39. An inflated or inflatable object comprising the lighting device of claim 38.

40. The lighting device of claim 38, wherein the at least one housing includes generally opposing end portions and generally opposing side portions, and wherein at least one of the housing's end portions are attached to the first tube with the housing's side portions a spaced distance away from the first tube such that fluid may be received in and drawn through the spaced distance separating the housing's side portions from the first tube.

41. The lighting device of claim 38, further comprising at least one substrate situated within the at least one inner cavity of the second tube, and wherein the at least one light source and the at least one electrically-conductive lead are coupled to the at least one substrate.

42. The lighting device of claim 38, further comprising at least one ribbon cable situated within the at least one inner cavity of the second tube, wherein the at least one light source comprises at least one LED coupled to the at least one ribbon cable, and wherein the electrically-conductive lead is coupled to the at least one ribbon cable.

43. The lighting device of claim 38, wherein the outer tube, inner tube, and at least one conductive lead have sufficient flexibility for allowing the lighting device to conform with a contoured portion of the inflated or inflatable object.

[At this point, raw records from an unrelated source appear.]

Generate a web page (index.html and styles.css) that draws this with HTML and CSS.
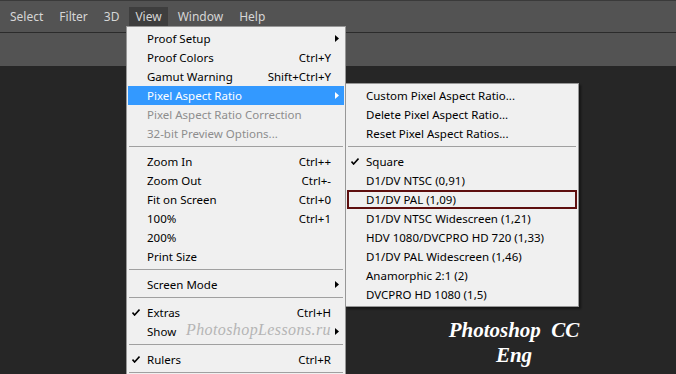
FILE: index.html
```html
<!DOCTYPE html>
<html>
<head>
<meta charset="utf-8">
<link rel="stylesheet" href="styles.css">
</head>
<body>
<div class="app">
  <div class="menubar">
    <span class="mb-item">Select</span>
    <span class="mb-item">Filter</span>
    <span class="mb-item">3D</span>
    <span class="mb-item active">View</span>
    <span class="mb-item">Window</span>
    <span class="mb-item">Help</span>
  </div>
  <div class="options"></div>
  <div class="canvas"></div>

  <div class="menu view-menu">
    <div class="row"><span class="label">Proof Setup</span><svg class="arrow" width="4" height="7" viewBox="0 0 4 7"><path d="M0 0L4 3.5L0 7Z"/></svg></div>
    <div class="row"><span class="label">Proof Colors</span><span class="key">Ctrl+Y</span></div>
    <div class="row"><span class="label">Gamut Warning</span><span class="key">Shift+Ctrl+Y</span></div>
    <div class="row hl"><span class="label">Pixel Aspect Ratio</span><svg class="arrow" width="4" height="7" viewBox="0 0 4 7"><path d="M0 0L4 3.5L0 7Z"/></svg></div>
    <div class="row dis"><span class="label">Pixel Aspect Ratio Correction</span></div>
    <div class="row dis"><span class="label">32-bit Preview Options...</span></div>
    <div class="sep"></div>
    <div class="row"><span class="label">Zoom In</span><span class="key">Ctrl++</span></div>
    <div class="row"><span class="label">Zoom Out</span><span class="key">Ctrl+-</span></div>
    <div class="row"><span class="label">Fit on Screen</span><span class="key">Ctrl+0</span></div>
    <div class="row"><span class="label">100%</span><span class="key">Ctrl+1</span></div>
    <div class="row"><span class="label">200%</span></div>
    <div class="row"><span class="label">Print Size</span></div>
    <div class="sep"></div>
    <div class="row"><span class="label">Screen Mode</span><svg class="arrow" width="4" height="7" viewBox="0 0 4 7"><path d="M0 0L4 3.5L0 7Z"/></svg></div>
    <div class="sep"></div>
    <div class="row"><svg class="check" width="8" height="7" viewBox="0 0 8 7"><path d="M0.5 3.6L2.6 6L7.5 0.6" /></svg><span class="label">Extras</span><span class="key">Ctrl+H</span></div>
    <div class="row"><span class="label">Show</span><svg class="arrow" width="4" height="7" viewBox="0 0 4 7"><path d="M0 0L4 3.5L0 7Z"/></svg></div>
    <div class="sep"></div>
    <div class="row"><svg class="check" width="8" height="7" viewBox="0 0 8 7"><path d="M0.5 3.6L2.6 6L7.5 0.6" /></svg><span class="label">Rulers</span><span class="key">Ctrl+R</span></div>
    <div class="sep"></div>
  </div>

  <div class="menu sub-menu">
    <div class="row"><span class="label">Custom Pixel Aspect Ratio...</span></div>
    <div class="row"><span class="label">Delete Pixel Aspect Ratio...</span></div>
    <div class="row"><span class="label">Reset Pixel Aspect Ratios...</span></div>
    <div class="sep"></div>
    <div class="row"><svg class="check" width="8" height="7" viewBox="0 0 8 7"><path d="M0.5 3.6L2.6 6L7.5 0.6" /></svg><span class="label">Square</span></div>
    <div class="row"><span class="label">D1/DV NTSC (0,91)</span></div>
    <div class="row boxed"><span class="label">D1/DV PAL (1,09)</span></div>
    <div class="row"><span class="label">D1/DV NTSC Widescreen (1,21)</span></div>
    <div class="row"><span class="label">HDV 1080/DVCPRO HD 720 (1,33)</span></div>
    <div class="row"><span class="label">D1/DV PAL Widescreen (1,46)</span></div>
    <div class="row"><span class="label">Anamorphic 2:1 (2)</span></div>
    <div class="row"><span class="label">DVCPRO HD 1080 (1,5)</span></div>
  </div>

  <div class="wm-site">PhotoshopLessons.ru</div>
  <div class="wm-title">Photoshop&nbsp;&nbsp;CC<br>Eng</div>
</div>
</body>
</html>
```

FILE: styles.css
```css
html, body {
  margin: 0;
  padding: 0;
  background: #262626;
}
.app {
  position: relative;
  width: 676px;
  height: 374px;
  overflow: hidden;
  display: flex;
  flex-direction: column;
  font-family: "Noto Sans", "Open Sans", sans-serif;
}
.menubar {
  height: 32px;
  box-sizing: border-box;
  border-top: 1px solid #3a3a3a;
  background: #535353;
  display: flex;
  align-items: flex-end;
  padding-left: 2px;
}
.mb-item {
  height: 25px;
  line-height: 19px;
  padding: 0 8px;
  font-size: 12px;
  color: #d6d6d6;
}
.mb-item.active {
  background: #3e3e3e;
  padding: 0 6px;
  margin: 0 2px;
}
.options {
  height: 33px;
  border-top: 1px solid #2b2b2b;
  background: #535353;
}
.canvas {
  flex: 1;
  background: #262626;
}
.menu {
  position: absolute;
  box-sizing: border-box;
  background: #f0f0f0;
  border: 1px solid #979797;
  padding: 2px 0;
  font-size: 11.5px;
  color: #000;
}
.view-menu {
  left: 126px;
  top: 26px;
  width: 220px;
}
.sub-menu {
  left: 345px;
  top: 83px;
  width: 234px;
  padding-bottom: 2px;
  box-shadow: 2px 2px 2px rgba(0,0,0,0.45);
}
.row {
  position: relative;
  height: 19px;
  margin: 0 1px;
  display: flex;
  align-items: center;
  padding: 0 13px 0 19px;
  white-space: nowrap;
}
.row .label {
  flex: 1;
}
.row .key {
  text-align: right;
}
.row.hl {
  background: #3399ff;
  color: #fff;
}
.row.hl .arrow {
  fill: #fff;
}
.row.dis {
  color: #8d8d8d;
}
.row.boxed {
  box-shadow: inset 0 0 0 2px #5e0f0f;
}
.arrow {
  fill: #000;
  margin-right: -8px;
}
.check {
  position: absolute;
  left: 4px;
  top: 6px;
  fill: none;
  stroke: #000;
  stroke-width: 1.6;
}
.sep {
  height: 9px;
  margin: 0 2px;
  position: relative;
}
.sep::after {
  content: "";
  position: absolute;
  left: 0;
  right: 0;
  top: 3px;
  height: 1px;
  background: #a0a0a0;
}
.wm-site {
  position: absolute;
  left: 186px;
  top: 321px;
  font-family: "Liberation Serif", serif;
  font-style: italic;
  font-size: 16px;
  color: #b5b5b5;
  letter-spacing: 0.4px;
}
.wm-title {
  position: absolute;
  left: 440px;
  top: 318px;
  width: 148px;
  text-align: center;
  font-family: "Liberation Serif", serif;
  font-style: italic;
  font-weight: bold;
  font-size: 21px;
  line-height: 25px;
  color: #ffffff;
}
```
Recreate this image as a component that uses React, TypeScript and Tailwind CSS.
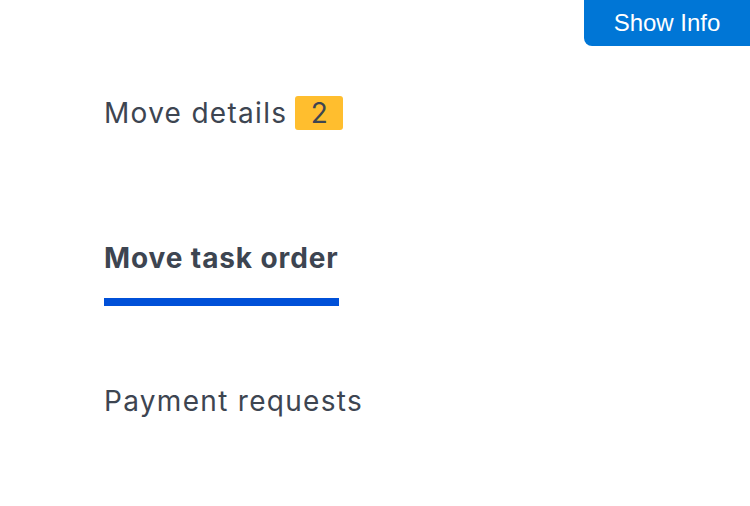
import React from "react";

const navItems = [
  { label: "Move details", badge: 2, active: false, height: "h-[145px]" },
  { label: "Move task order", active: true, height: "h-[143px]" },
  { label: "Payment requests", active: false, height: "h-[143px]" },
];

export default function App() {
  return (
    <div className="relative h-[506px] w-[750px] overflow-hidden bg-white">
      <button className="absolute right-0 top-0 flex h-[46px] w-[166px] items-center justify-center rounded-bl-lg bg-[#0076d6] pb-px text-[24px] text-white [font-family:'Liberation_Sans',Arial,sans-serif]">
        Show Info
      </button>

      <nav className="flex flex-col pl-[104px] pt-[94px] [font-family:Inter,'Noto_Sans',sans-serif] text-[#3d4551]">
        {navItems.map((item) => (
          <div key={item.label} className={`flex flex-col items-start ${item.height}`}>
            <div className="inline-flex flex-col">
              <div className="flex h-[38px] items-center gap-2">
                <span
                  className={
                    item.active
                      ? "text-[28px] font-bold tracking-[0.9px]"
                      : "text-[28px] tracking-[1.3px]"
                  }
                >
                  {item.label}
                </span>
                {item.badge !== undefined && (
                  <span className="flex h-[34px] w-[48px] items-center justify-center rounded-[3px] bg-[#ffbe2e] text-[28px]">
                    {item.badge}
                  </span>
                )}
              </div>
              {item.active && <div className="mt-[21px] h-2 bg-[#0050d8]" />}
            </div>
          </div>
        ))}
      </nav>
    </div>
  );
}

44. The lighting device of claim 38, wherein the lighting device is configured for insertion within an inflation neck of a balloon.

45. A balloon comprising an inflation neck and the lighting device of claim 38 at least partially within the inflation neck such that the at least one light source is within the balloon, and the at least one switching device is within the inflation neck such that the squeezing the inflation neck activates the switching device, and, thereby, switchably connects the at least one light source to the at least one power source.

46. A balloon comprising the lighting device of claim 38 positioned entirely within the balloon.